Two of these come back later in the chapter. The launch checklist verifies “function region matches the database, connections pooled” as a single row, and you’ve built the understanding behind it here. And the next platform piece, per-PR Neon branches, is about giving each preview its own database, whereas today’s region rule is about where the production function and database sit.

Test the whole thing on a scenario.

A teammate opens a PR that adds export const runtime = 'edge' to a route handler. The handler runs a Drizzle query against your pooled Postgres connection, and the PR note reads “faster cold starts.” What’s the right review comment?
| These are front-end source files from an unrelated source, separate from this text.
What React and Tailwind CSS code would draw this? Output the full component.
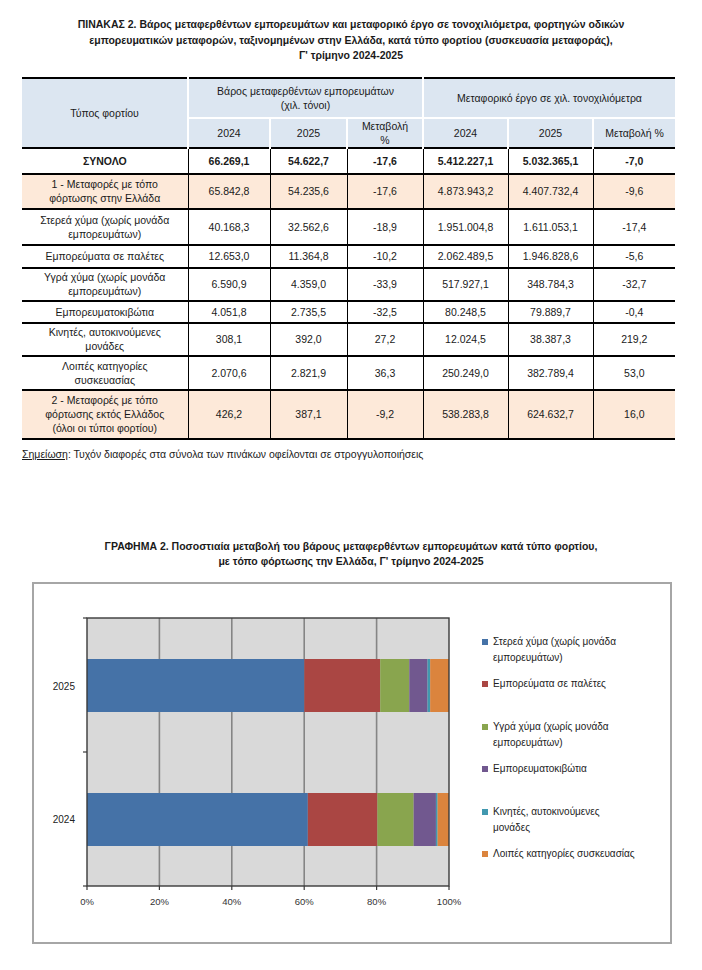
import React from 'react';

const font = { fontFamily: '"Liberation Sans", Arial, sans-serif' };

const rows = [
  { label: 'ΣΥΝΟΛΟ', v: ['66.269,1', '54.622,7', '-17,6', '5.412.227,1', '5.032.365,1', '-7,0'], bold: true, h: 'h-[26px]' },
  { label: ['1 - Μεταφορές με τόπο', 'φόρτωσης στην Ελλάδα'], v: ['65.842,8', '54.235,6', '-17,6', '4.873.943,2', '4.407.732,4', '-9,6'], peach: true, h: 'h-[35px]' },
  { label: ['Στερεά χύμα (χωρίς μονάδα', 'εμπορευμάτων)'], v: ['40.168,3', '32.562,6', '-18,9', '1.951.004,8', '1.611.053,1', '-17,4'], h: 'h-[36px]' },
  { label: 'Εμπορεύματα σε παλέτες', v: ['12.653,0', '11.364,8', '-10,2', '2.062.489,5', '1.946.828,6', '-5,6'], h: 'h-[23px]' },
  { label: ['Υγρά χύμα (χωρίς μονάδα', 'εμπορευμάτων)'], v: ['6.590,9', '4.359,0', '-33,9', '517.927,1', '348.784,3', '-32,7'], h: 'h-[33px]' },
  { label: 'Εμπορευματοκιβώτια', v: ['4.051,8', '2.735,5', '-32,5', '80.248,5', '79.889,7', '-0,4'], h: 'h-[22px]' },
  { label: ['Κινητές, αυτοκινούμενες', 'μονάδες'], v: ['308,1', '392,0', '27,2', '12.024,5', '38.387,3', '219,2'], h: 'h-[33px]' },
  { label: ['Λοιπές κατηγορίες', 'συσκευασίας'], v: ['2.070,6', '2.821,9', '36,3', '250.249,0', '382.789,4', '53,0'], h: 'h-[34px]' },
  { label: ['2 - Μεταφορές με τόπο', 'φόρτωσης εκτός Ελλάδος', '(όλοι οι τύποι φορτίου)'], v: ['426,2', '387,1', '-9,2', '538.283,8', '624.632,7', '16,0'], peach: true, h: 'h-[49px]' },
];

const series = [
  { name: ['Στερεά χύμα (χωρίς μονάδα', 'εμπορευμάτων)'], color: '#4572a7', y24: 40168.3, y25: 32562.6 },
  { name: ['Εμπορεύματα σε παλέτες'], color: '#aa4643', y24: 12653.0, y25: 11364.8 },
  { name: ['Υγρά χύμα (χωρίς μονάδα', 'εμπορευμάτων)'], color: '#89a54e', y24: 6590.9, y25: 4359.0 },
  { name: ['Εμπορευματοκιβώτια'], color: '#71588f', y24: 4051.8, y25: 2735.5 },
  { name: ['Κινητές, αυτοκινούμενες', 'μονάδες'], color: '#4198af', y24: 308.1, y25: 392.0 },
  { name: ['Λοιπές κατηγορίες συσκευασίας'], color: '#db843d', y24: 2070.6, y25: 2821.9 },
];

// plot area inside the svg
const PX = 53, PY = 34, PW = 362, PH = 268;

function Segments({ year, y }) {
  const total = series.reduce((s, d) => s + d[year], 0);
  let acc = 0;
  return series.map((d) => {
    const x = PX + (acc / total) * PW;
    acc += d[year];
    const w = (d[year] / total) * PW;
    return <rect key={d.color} x={x} y={y} width={w} height={53} fill={d.color} />;
  });
}

function Chart() {
  return (
    <svg width="440" height="340" style={font} className="shrink-0">
      <rect x={PX} y={PY} width={PW} height={PH} fill="#d9d9d9" />
      {[1, 2, 3, 4].map((i) => (
        <line key={i} x1={PX + (PW / 5) * i} x2={PX + (PW / 5) * i} y1={PY} y2={PY + PH} stroke="#858585" strokeWidth="1.6" />
      ))}
      <Segments year="y25" y={75} />
      <Segments year="y24" y={209} />
      <rect x={PX} y={PY} width={PW} height={PH} fill="none" stroke="#3a3a3a" strokeWidth="1.4" />
      {[PY, PY + PH / 2, PY + PH].map((ty) => (
        <line key={ty} x1={PX - 4} x2={PX} y1={ty} y2={ty} stroke="#3a3a3a" strokeWidth="1.2" />
      ))}
      {[0, 1, 2, 3, 4, 5].map((i) => (
        <g key={i}>
          <line x1={PX + (PW / 5) * i} x2={PX + (PW / 5) * i} y1={PY + PH} y2={PY + PH + 4} stroke="#3a3a3a" strokeWidth="1.2" />
          <text x={PX + (PW / 5) * i} y={PY + PH + 19} textAnchor="middle" fontSize="9.5" fill="#333">{i * 20}%</text>
        </g>
      ))}
      <text x={41} y={106} textAnchor="end" fontSize="10" fill="#222">2025</text>
      <text x={41} y={239} textAnchor="end" fontSize="10" fill="#222">2024</text>
    </svg>
  );
}

export default function App() {
  const cell = 'border-r-[1.5px] border-black text-center align-middle px-1';
  return (
    <div className="w-[702px] h-[970px] bg-white text-[#1a1a1a] pt-[17px]" style={font}>
      <h1 className="text-[10.5px] font-bold leading-[15.5px] text-center px-12">
        ΠΙΝΑΚΑΣ 2. Βάρος μεταφερθέντων εμπορευμάτων και μεταφορικό έργο σε τονοχιλιόμετρα, φορτηγών οδικών<br />
        εμπορευματικών μεταφορών, ταξινομημένων στην Ελλάδα, κατά τύπο φορτίου (συσκευασία μεταφοράς),<br />
        Γ' τρίμηνο 2024-2025
      </h1>

      <table className="mt-[13px] ml-[22px] w-[653px] table-fixed border-collapse text-[10.5px] leading-[14px]">
        <colgroup>
          <col className="w-[166px]" />
          <col className="w-[82px]" />
          <col className="w-[77px]" />
          <col className="w-[76px]" />
          <col className="w-[85px]" />
          <col className="w-[85px]" />
          <col className="w-[82px]" />
        </colgroup>
        <thead className="bg-[#dce6f1]">
          <tr className="h-[40px] border-t-[2.5px] border-black">
            <th rowSpan={2} className="font-normal text-center border-r-2 border-white">Τύπος φορτίου</th>
            <th colSpan={3} className="font-normal text-center border-r-2 border-b-2 border-white">
              Βάρος μεταφερθέντων εμπορευμάτων<br />(χιλ. τόνοι)
            </th>
            <th colSpan={3} className="font-normal text-center border-b-2 border-white">Μεταφορικό έργο σε χιλ. τονοχιλιόμετρα</th>
          </tr>
          <tr className="h-[29px] border-b-[2.5px] border-black">
            <th className="font-normal border-r-2 border-white">2024</th>
            <th className="font-normal border-r-2 border-white">2025</th>
            <th className="font-normal border-r-2 border-white">Μεταβολή<br />%</th>
            <th className="font-normal border-r-2 border-white">2024</th>
            <th className="font-normal border-r-2 border-white">2025</th>
            <th className="font-normal">Μεταβολή %</th>
          </tr>
        </thead>
        <tbody>
          {rows.map((r, i) => (
            <tr key={i} className={`${r.h} border-b-2 border-black ${r.peach ? 'bg-[#fde9d9]' : ''} ${r.bold ? 'font-bold' : ''}`}>
              <td className="text-center align-middle px-1 border-r-[1.5px] border-black">
                {Array.isArray(r.label) ? r.label.map((l, j) => <div key={j}>{l}</div>) : r.label}
              </td>
              {r.v.map((v, j) => (
                <td key={j} className={j === 5 ? 'text-center align-middle px-1' : cell}>{v}</td>
              ))}
            </tr>
          ))}
        </tbody>
      </table>

      <p className="ml-[22px] mt-[7px] text-[10.5px] leading-[14px]">
        <span className="underline">Σημείωση</span>: Τυχόν διαφορές στα σύνολα των πινάκων οφείλονται σε στρογγυλοποιήσεις
      </p>

      <h2 className="mt-[78px] text-[10.5px] font-bold leading-[15px] text-center">
        ΓΡΑΦΗΜΑ 2. Ποσοστιαία μεταβολή του βάρους μεταφερθέντων εμπορευμάτων κατά τύπο φορτίου,<br />
        με τόπο φόρτωσης την Ελλάδα, Γ' τρίμηνο 2024-2025
      </h2>

      <div className="mt-[13px] ml-[32px] w-[640px] h-[362px] border-2 border-[#a6a6a6] flex">
        <Chart />
        <ul className="mt-[50px] ml-[8px] flex flex-col text-[10px] leading-[16px] text-[#222]">
          {series.map((s) => (
            <li key={s.color} className="h-[42.6px] flex gap-[5px]">
              <span className="mt-[5px] w-[6px] h-[6px] shrink-0" style={{ backgroundColor: s.color }} />
              <span>{s.name.map((n, j) => <div key={j}>{n}</div>)}</span>
            </li>
          ))}
        </ul>
      </div>
    </div>
  );
}
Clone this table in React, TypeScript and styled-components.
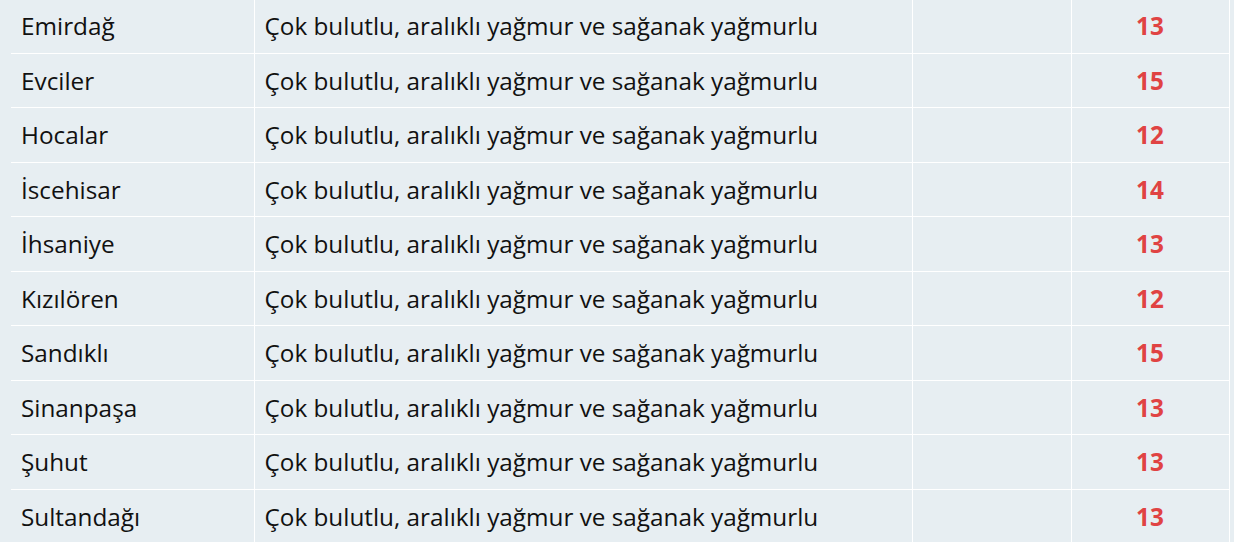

This route depends on the pooled Postgres driver, which Edge can’t load — it would break the route — and even on the HTTP driver, a faster cold start wouldn’t be worth giving up the pooled connection here. Keep it on Node.js.
Approve it. Edge runs closer to the user, so any route is faster there.
Approve, but ask them to move the Drizzle query into proxy.ts so the query itself runs at the edge.
Approve, and ask them to bump maxConcurrency in vercel.json so the edge instance can absorb the extra traffic.

One more, on the setting that fails quietly.

Right after launch, your p95 latency is much higher than it was in development, even though no code changed near any database query and every test still passes. What’s the first thing to check?

Whether the function and the database ended up in the same datacenter — if they’re a continent apart, every query pays the trip on every request.
Whether Fluid Compute got switched off, since that’s the setting that keeps requests fast.
Whether a heavy npm package slipped into the bundle and slowed the function down.
Whether you forgot to opt the slow routes into the Edge runtime to bring the latency down.